A couple weeks ago, we took the kids to the zoo, but this was no ordinary zoo, built into someone's backyard. Heaven's Corner Zoo and Animal Shelter was started when one man took in an animal that the owner could not take care of any longer. The compound has since grown to hold wallabies, monkeys, turtles, snakes, lizards, cougars, leopards, jaguars, panthers, tigers, wolves...
The zoo keeper was our personal guide, and he made the experience quite memorable. When the girls wanted peacock feathers, he went inside the fence and collected some. He took us to the bears and fed them peaches. The boy stood up on his hind legs, and the zoo keeper put the peach in his mouth. It rolled to the back of his mouth, and I thought he was going to swallow the thing whole or choke on the thing. But then he spit out the core and placed it carefully on the edge of the fence.
When the big macho male bear refused to get out of the way for the girl, the zoo keeper said, "Get down," like he was talking to a dog. When the male didn't listen, he said, "You know she's going to get mad at you." The bear got down. He seemed to really understand what the zoo keeper was saying.

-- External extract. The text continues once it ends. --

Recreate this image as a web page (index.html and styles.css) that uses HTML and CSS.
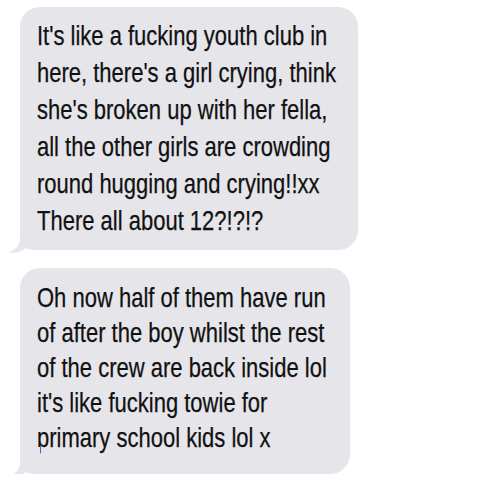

The nasty-tempered leopard gave us angry looks. "Good morning," the zoo keeper said in the happiest, sweetest voice. The leopard growled. The zoo keeper grabbed the cat's toe. The cat's voice was a deep rumble that I could feel vibrate through the air.
The girls got to hold some snakes. I love those proud little smiles.
My husband is a wolf man. From our earliest days of dating, I learned that his wardrobe consisted of wolf T-shirts and jeans and hiking boots. We stood outside the pen of a two arctic wolves, and TJ howled at the dark gray wolf. This wolf sang back to us a sorrowful song. It sounded as though his heart was in his voice. Like sorrow's song. All the other wolves joined in.
But the best part, for me at least, was the white tiger. He seemed to think he was a kitten, and he played a stalking game with the zoo keeper. The guy sat with his back against the fence, and the tiger crept closer. He lined itself up, crouched, backed up. He was ready to jump but decided the situation wasn't right, so he slunk away only to creep back five minutes later.
It reminded me of my own cat, how she crouches around the corner, waiting to pounce on us, the twitch of her tail, the tense muscles across her back, the way she moves backward to prepare for the final leap. Only the white tiger was 800 pounds; my cat is maybe 10. It was surrealistic to watch as though one image overlaid the other. Like when my friend's daughter smiled at me and it was her father I saw looking back at me.